Paper No. 7
Presentation Time: 10:20 AM
ENVISIONING AND PREPARING FOR A LANDSLIDE CATASTROPHE IN THE PACIFIC NORTHWEST
In North America, landslides claim an average of about 30 lives each year; the total annual cost of damages exceeds US $1 billion and may be as high as US $3 billion. The Pacific Northwest is a microcosm of landslides in the world’s developed countries, thus we focus on events from this region to illustrate broader issues surrounding risk and vulnerability. Landslides, unlike many other natural hazards, are localized and thus have only local impacts to small areas.
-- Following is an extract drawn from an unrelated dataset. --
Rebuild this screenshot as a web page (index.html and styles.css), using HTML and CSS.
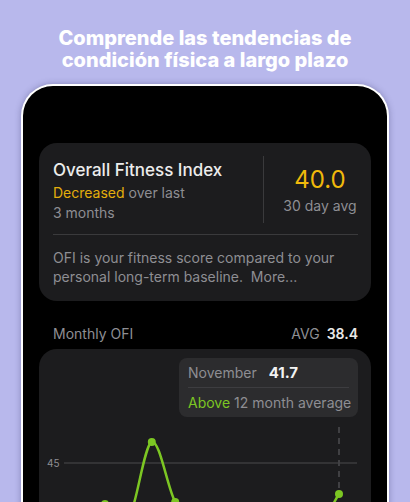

Even landslides in urban environments, although typically highly destructive and often fatal, are little more than societal nuisances. In rare instances, however, landslides impact infrastructure on a regional scale, with consequences rivaling those of floods and earthquakes. Examples include blockage of economic and transportation corridors in mountain valleys north and east of Vancouver by rock falls and rockslides due to a large local earthquake; landslide damming of the Columbia or Fraser rivers; and countless debris flows over areas of tens of thousands of square kilometres by a megastorm with a return period of the order of 100 years. Standard engineering mitigation measures are appropriate for most “one-off” landslides, but the rarer, worst-case scenarios, such as those considered in this presentation, cannot be prevented through engineering. Rather, they must be envisioned by emergency managers as possibilities and then explicitly and effectively incorporated into disaster response planning. Only then will we avoid the paralysis that ensues when the “impossible happens”.